Daher könnte nun argumentiert werden, dass Elena sich impfen lassen muss, damit sie im Krankheitsfall nicht das Krankenhausbett belegt, das der 68-jährige Georgios für die Behandlung seiner Covid-Erkrankung oder seines Herzinfarktes benötigt. Also muss Elena für Georgios geimpft werden und Georgios für Elena. Aber diese Gedankenakrobatik kann nicht verdecken, dass sowohl Elena als auch Georgios gegen ihren Willen geimpft werden, um sicherzustellen, dass sie keinen schweren Covid-Verlauf haben. Dies ist eine erzwungene medizinische Behandlung und in einer Gesellschaft, die der Freiheit und der Menschenwürde verpflichtet ist, inakzeptabel.

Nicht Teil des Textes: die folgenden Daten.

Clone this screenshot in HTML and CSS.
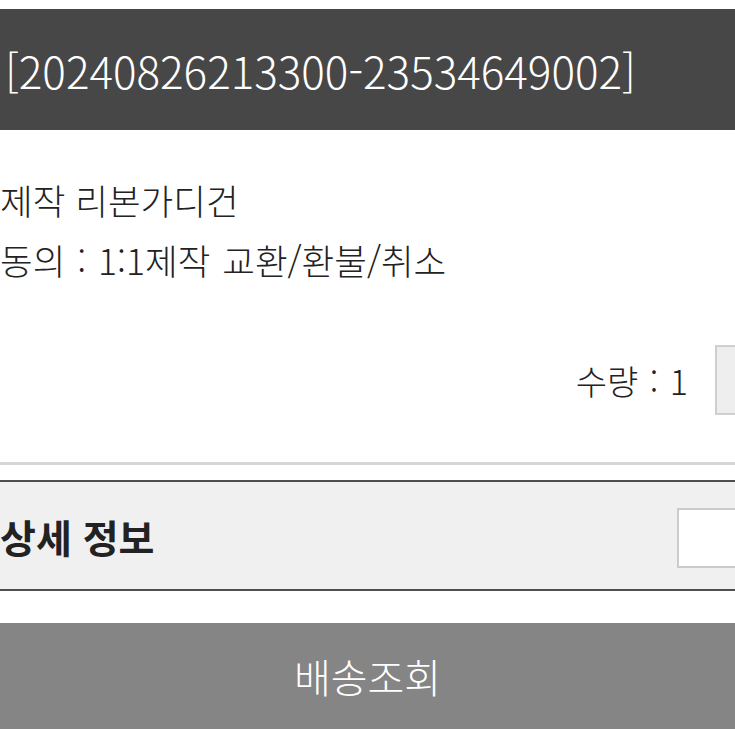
FILE: index.html
```html
<!DOCTYPE html>
<html lang="ko">
<head>
    <meta charset="UTF-8">
    <meta name="viewport" content="width=device-width, initial-scale=1.0">
    <title>주문 상세</title>
    <link rel="stylesheet" href="styles.css">
</head>
<body>
    <div id="order">
        <!-- Order number -->
        <div class="order-head">[20240826213300-23534649002]</div>

        <!-- Item -->
        <div class="item">
            <div class="item-name">제작 리본가디건</div>
            <div class="item-option">동의 : 1:1제작 교환/환불/취소</div>
            <div class="item-qty">
                <span>수량 : 1</span>
                <span class="qty-box"></span>
            </div>
        </div>

        <div class="divider"></div>

        <!-- Detail toggle -->
        <div class="detail">
            <span class="detail-title">상세 정보</span>
            <span class="detail-btn"></span>
        </div>

        <button class="track-btn">배송조회</button>
    </div>
</body>
</html>
```

FILE: styles.css
```css
/* Body */
body {
    margin: 0;
    padding: 0;
    background: #fff;
    color: #222;
    font-family: "Noto Sans CJK KR", "Noto Sans", sans-serif;
    font-weight: 300;
    overflow: hidden;
}

#order {
    padding-top: 9px;
}

/* Order number bar */
.order-head {
    height: 121px;
    background: #474747;
    color: #fff;
    font-size: 44px;
    padding-left: 5px;
    display: flex;
    align-items: center;
}

/* Item */
.item {
    padding-top: 40px;
}

.item-name,
.item-option {
    font-size: 35.5px;
    line-height: 60px;
    color: #222;
    white-space: nowrap;
}

.item-option {
    word-spacing: 2px;
}

.item-qty {
    display: flex;
    justify-content: flex-end;
    align-items: center;
    gap: 27px;
    margin-top: 55px;
    font-size: 34px;
    word-spacing: 2px;
    color: #222;
}

.qty-box {
    width: 18px;
    height: 66px;
    border: 2px solid #cfcfcf;
    border-right: none;
    background: #eee;
}

.divider {
    height: 3px;
    background: #d6d6d6;
    margin-top: 47px;
}

/* Detail */
.detail {
    margin-top: 15px;
    height: 107px;
    border-top: 2px solid #4f4f4f;
    border-bottom: 2px solid #4f4f4f;
    background: #f0f0f0;
    display: flex;
    align-items: center;
    justify-content: space-between;
}

.detail-title {
    font-size: 39px;
    font-weight: bold;
    color: #222;
}

.detail-btn {
    width: 56px;
    height: 56px;
    margin-top: 4px;
    border: 2px solid #cbcbcb;
    border-right: none;
    background: #fff;
}

/* Tracking button */
.track-btn {
    display: block;
    width: 100%;
    height: 106px;
    margin-top: 32px;
    border: none;
    background: #858585;
    color: #fff;
    font-family: inherit;
    font-weight: 300;
    font-size: 40px;
}
```
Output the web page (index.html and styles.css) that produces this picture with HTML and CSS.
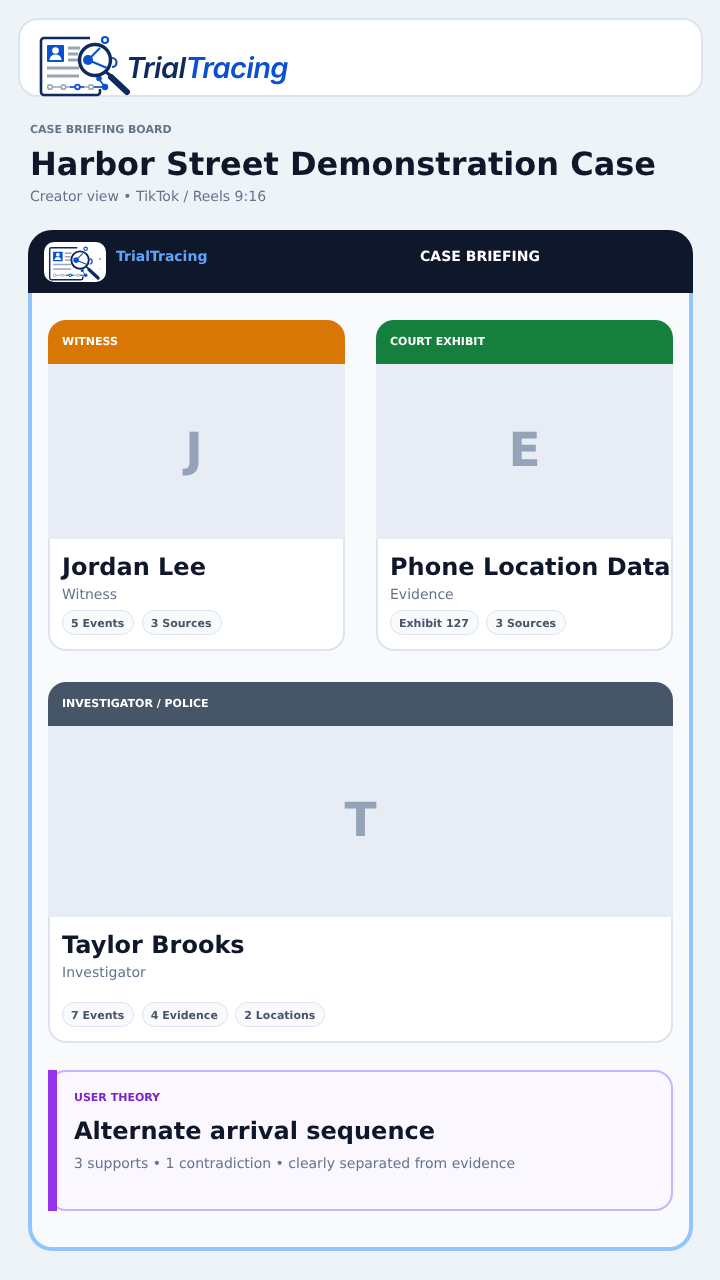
FILE: index.html
```html
<!DOCTYPE html>
<html lang="en">
<head>
    <meta charset="UTF-8">
    <meta name="viewport" content="width=device-width, initial-scale=1.0">
    <title>Harbor Street Demonstration Case</title>
    <link rel="stylesheet" href="styles.css">
</head>
<body>
    <svg class="defs" width="0" height="0" aria-hidden="true">
        <symbol id="logo-mark" viewBox="38 35 96 64">
            <path d="M90 38H44a3 3 0 0 0-3 3v51a3 3 0 0 0 3 3h53a3 3 0 0 0 3-3v-3" fill="#fff" stroke="#0f2a5c" stroke-width="2.600"/>
            <rect x="47" y="45" width="17" height="17" rx="1" fill="#0b50d0"/>
            <circle cx="55.500" cy="50.500" r="3.300" fill="#fff"/>
            <path d="M49.500 60c.5-4 3-5.500 6-5.500s5.500 1.500 6 5.500z" fill="#fff"/>
            <path d="M68 48h12M68 54h10M68 60h10M47 68h32M47 76h32" stroke="#9aa5b4" stroke-width="2.800"/>
            <path d="M50 87h55" stroke="#9aa5b4" stroke-width="1.600"/>
            <path d="M70 87h14M94 87h11" stroke="#0b50d0" stroke-width="1.600"/>
            <circle cx="50" cy="87" r="2.300" fill="#fff" stroke="#9aa5b4" stroke-width="1.600"/>
            <circle cx="63.500" cy="87" r="2.300" fill="#fff" stroke="#9aa5b4" stroke-width="1.600"/>
            <circle cx="77.500" cy="87" r="2.300" fill="#fff" stroke="#0b50d0" stroke-width="1.800"/>
            <circle cx="91" cy="87" r="2.300" fill="#fff" stroke="#9aa5b4" stroke-width="1.600"/>
            <circle cx="105" cy="87" r="3.200" fill="#0b50d0"/>
            <path d="M105 87l-6-8" stroke="#0b50d0" stroke-width="1.600"/>
            <circle cx="99" cy="78.500" r="2.800" fill="#0b50d0"/>
            <circle cx="105" cy="40" r="3" fill="#fff" stroke="#0b50d0" stroke-width="2.200"/>
            <path d="M112 58a4.500 4.500 0 0 1 0 9" fill="none" stroke="#0b50d0" stroke-width="2.200"/>
            <circle cx="95" cy="60" r="15.500" fill="#fff" stroke="#0f2a5c" stroke-width="3.400"/>
            <path d="M88 60l12-12M88 60l19 8" stroke="#0b50d0" stroke-width="2"/>
            <circle cx="88" cy="60" r="5" fill="#0b50d0"/>
            <path d="M106 72l5 4" stroke="#0f2a5c" stroke-width="3"/>
            <path d="M111 77l16 15" stroke="#0f2a5c" stroke-width="6" stroke-linecap="round"/>
        </symbol>
    </svg>

    <div class="top-bar">
        <svg class="top-logo"><use href="#logo-mark"/></svg>
        <span class="wordmark">Trial<span class="wordmark-blue">Tracing</span></span>
    </div>

    <div class="page-head">
        <div class="eyebrow">CASE BRIEFING BOARD</div>
        <h1>Harbor Street Demonstration Case</h1>
        <div class="subtitle">Creator view • TikTok / Reels 9:16</div>
    </div>

    <div class="board">
        <div class="board-head">
            <div class="brand">
                <div class="brand-logo">
                    <svg class="brand-mark">
                        <use href="#logo-mark"/>
                        <circle cx="52" cy="13" r="0.700" fill="#0f2a5c"/>
                        <circle cx="52" cy="23" r="0.500" fill="#9aa5b4"/>
                    </svg>
                </div>
                <span class="brand-name">TrialTracing</span>
            </div>
            <div class="board-title">CASE BRIEFING</div>
        </div>

        <div class="board-body">
            <div class="card-row">
                <div class="card">
                    <div class="card-tag tag-witness">WITNESS</div>
                    <div class="card-image card-image-j">J</div>
                    <div class="card-info">
                        <h2>Jordan Lee</h2>
                        <div class="role">Witness</div>
                        <div class="pills">
                            <span class="pill">5 Events</span>
                            <span class="pill">3 Sources</span>
                        </div>
                    </div>
                </div>
                <div class="card">
                    <div class="card-tag tag-exhibit">COURT EXHIBIT</div>
                    <div class="card-image">E</div>
                    <div class="card-info">
                        <h2>Phone Location Data</h2>
                        <div class="role">Evidence</div>
                        <div class="pills">
                            <span class="pill">Exhibit 127</span>
                            <span class="pill">3 Sources</span>
                        </div>
                    </div>
                </div>
            </div>

            <div class="card card-wide">
                <div class="card-tag tag-police">INVESTIGATOR / POLICE</div>
                <div class="card-image">T</div>
                <div class="card-info">
                    <h2>Taylor Brooks</h2>
                    <div class="role">Investigator</div>
                    <div class="pills">
                        <span class="pill">7 Events</span>
                        <span class="pill">4 Evidence</span>
                        <span class="pill">2 Locations</span>
                    </div>
                </div>
            </div>

            <div class="theory">
                <div class="theory-label">USER THEORY</div>
                <h2>Alternate arrival sequence</h2>
                <div class="theory-note">3 supports • 1 contradiction • clearly separated from evidence</div>
            </div>
        </div>
    </div>
</body>
</html>
```

FILE: styles.css
```css
* {
    box-sizing: border-box;
}
body {
    margin: 0;
    padding: 18px 17px 0 18px;
    background: #eef3f8;
    font-family: "DejaVu Sans", sans-serif;
    color: #0f172a;
    text-rendering: geometricPrecision;
    will-change: transform;
}
h1, h2 {
    margin: 0;
}
.defs {
    position: absolute;
}
.top-bar {
    display: flex;
    align-items: flex-start;
    height: 79px;
    padding: 15px 0 0 18px;
    background: #fff;
    border: 2px solid #dbe4f0;
    border-radius: 20px;
}
.top-logo {
    width: 96px;
    height: 64px;
    flex: none;
}
.wordmark {
    margin: 15px 0 0 -8px;
    font-family: Inter, sans-serif;
    font-style: italic;
    font-weight: 600;
    font-size: 29px;
    line-height: 36px;
    letter-spacing: -0.65px;
    color: #0f2a5c;
}
.wordmark-blue {
    color: #0b50d0;
}
.page-head {
    padding: 26px 12px 0;
}
.eyebrow {
    font-size: 11px;
    line-height: 13px;
    font-weight: 700;
    color: #64748b;
}
h1 {
    margin-top: 9px;
    font-size: 32px;
    line-height: 38px;
}
.subtitle {
    margin-top: 6px;
    font-size: 14px;
    line-height: 17px;
    color: #64748b;
}
.board {
    margin: 24px 10px 0;
}
.board-head {
    display: flex;
    align-items: center;
    height: 63px;
    padding: 0 16px;
    background: #0f172a;
    border-radius: 24px 24px 0 0;
}
.brand {
    display: flex;
    align-items: center;
    gap: 10px;
    width: 239px;
}
.brand-logo {
    width: 62px;
    height: 40px;
    padding: 4px 0 0 4px;
    background: #fff;
    border-radius: 10px;
    overflow: hidden;
}
.brand-mark {
    display: block;
    width: 54px;
    height: 36px;
}
.brand-name {
    margin-bottom: 10px;
    font-size: 14px;
    font-weight: 700;
    color: #60a5fa;
}
.board-title {
    flex: 1;
    margin-bottom: 10px;
    text-align: center;
    font-size: 14px;
    font-weight: 700;
    color: #fff;
}
.board-body {
    height: 958px;
    padding: 27px 16px 0;
    background: #f8fafc;
    border: 4px solid #93c5fd;
    border-top: none;
    border-radius: 0 0 24px 24px;
}
.card-row {
    display: grid;
    grid-template-columns: 297px 297px;
    justify-content: space-between;
    margin-bottom: 31px;
}
.card {
    display: flex;
    flex-direction: column;
    height: 331px;
}
.card-wide {
    height: 361px;
}
.card-tag {
    display: flex;
    align-items: center;
    flex: none;
    height: 44px;
    padding: 0 14px 2px;
    border-radius: 18px 18px 0 0;
    font-size: 11px;
    font-weight: 700;
    color: #fff;
}
.tag-witness {
    background: #d97706;
}
.tag-exhibit {
    background: #15803d;
}
.tag-police {
    background: #475569;
}
.card-image {
    display: flex;
    align-items: center;
    justify-content: center;
    flex: none;
    height: 175px;
    padding-bottom: 2px;
    background: #e8edf5;
    font-size: 47px;
    font-weight: 700;
    color: #94a3b8;
}
.card-image-j {
    padding-right: 5px;
}
.card-wide .card-image {
    height: 191px;
}
.card-info {
    display: flex;
    flex-direction: column;
    flex: 1;
    padding: 13px 12px 14px;
    background: #fff;
    border: 2px solid #dbe4f0;
    border-top: none;
    border-radius: 0 0 18px 18px;
}
.card-info h2 {
    font-size: 24px;
    line-height: 30px;
    white-space: nowrap;
}
.role {
    margin-top: 5px;
    font-size: 14px;
    line-height: 17px;
    color: #64748b;
}
.pills {
    display: flex;
    gap: 7.5px;
    margin-top: auto;
}
.pill {
    height: 25px;
    padding: 0 9px 0 8px;
    background: #f8fafc;
    border: 1px solid #dbe4f0;
    border-radius: 13px;
    font-size: 11px;
    line-height: 25px;
    font-weight: 700;
    color: #475569;
}
.theory {
    position: relative;
    height: 141px;
    margin-top: 27px;
    padding: 19px 24px 0 24px;
    background: #faf7ff;
    border: 2px solid #c4b5fd;
    border-radius: 18px;
}
.theory::before {
    content: "";
    position: absolute;
    left: -2px;
    top: -2px;
    bottom: -2px;
    width: 9px;
    background: #9333ea;
}
.theory-label {
    font-size: 11px;
    line-height: 13px;
    font-weight: 700;
    color: #7e22ce;
}
.theory h2 {
    margin-top: 12px;
    font-size: 24px;
    line-height: 30px;
}
.theory-note {
    margin-top: 10px;
    font-size: 14px;
    line-height: 17px;
    color: #64748b;
}
```
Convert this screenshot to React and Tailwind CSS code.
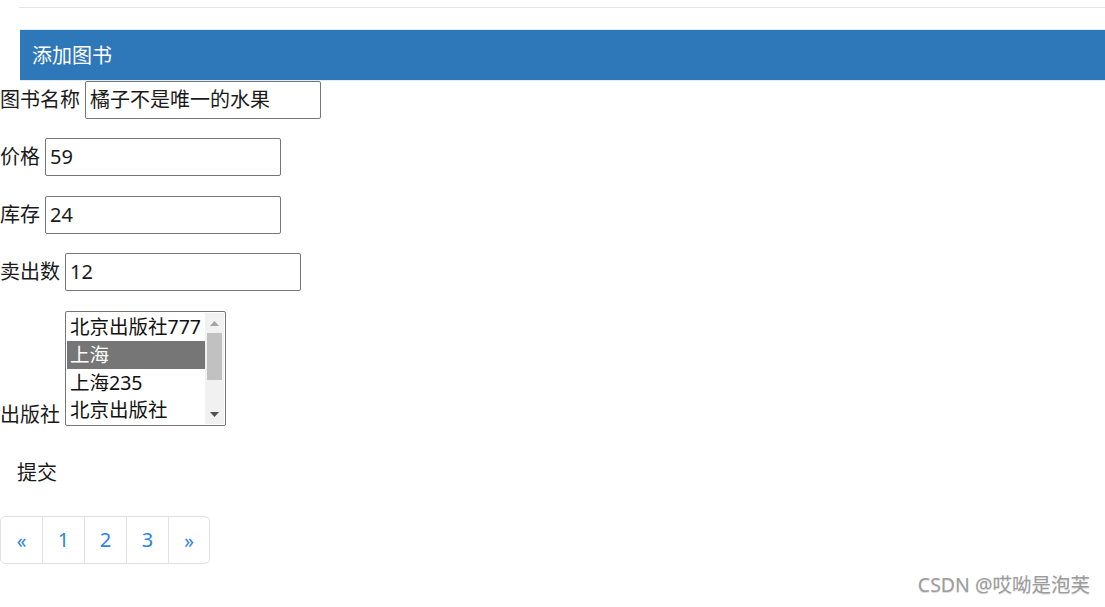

Im nächsten Beispiel untersucht der Jurist und Philosoph Möller das Argument, dass es bei der Impfpflicht nicht nur um den Schutz der Ungeimpften, sondern auch den der Gruppe der Vulnerablen ginge:

Dazu ist zu sagen, dass in einer freien Gesellschaft ein gewisses Risiko für Leben und Gesundheit durch Viren und andere Gefahren in Kauf genommen werden muss. Die neuen Impfstoffe sind ein Wunder, das wir feiern sollten – aber die Tatsache, dass sie vulnerable Personen nicht in hundert Prozent der Fälle schützen, begründet nicht annähernd den Ausnahmefall, der vorliegen muss, um eine Impfpflicht rechtfertigen zu können.

Aber selbst wenn die Impfpflicht in gewissem Sinne ein Erfolg werden sollte und uns dabei helfen sollte, Lockdowns und andere freiheitsbeschränkende Maßnahmen zu beenden, und selbst wenn Spaltung, Wut und – wie der ehemalige Bundesinnenminister Otto Schily warnte – Gewaltausbrüche, die ihre Durchsetzung mit sich bringen könnte, vermieden werden könnten, wäre sie nur zu einem hohen Preis zu haben. Deutschland und Österreich sollten diesen Preis, nämlich den der Verletzung der Grundrechte und der Menschenwürde, nicht zahlen“.

Damit ist alles gesagt.


Gastbeiträge geben immer die Meinung des Autors wieder, nicht meine. Ich schätze meine Leser als erwachsene Menschen und will ihnen unterschiedliche Blickwinkel bieten, damit sie sich selbst eine Meinung bilden können.

Hubertus Voigt ist Arzt in leitender Funktion an einer großen deutschen Klinik und möchte anonym bleiben.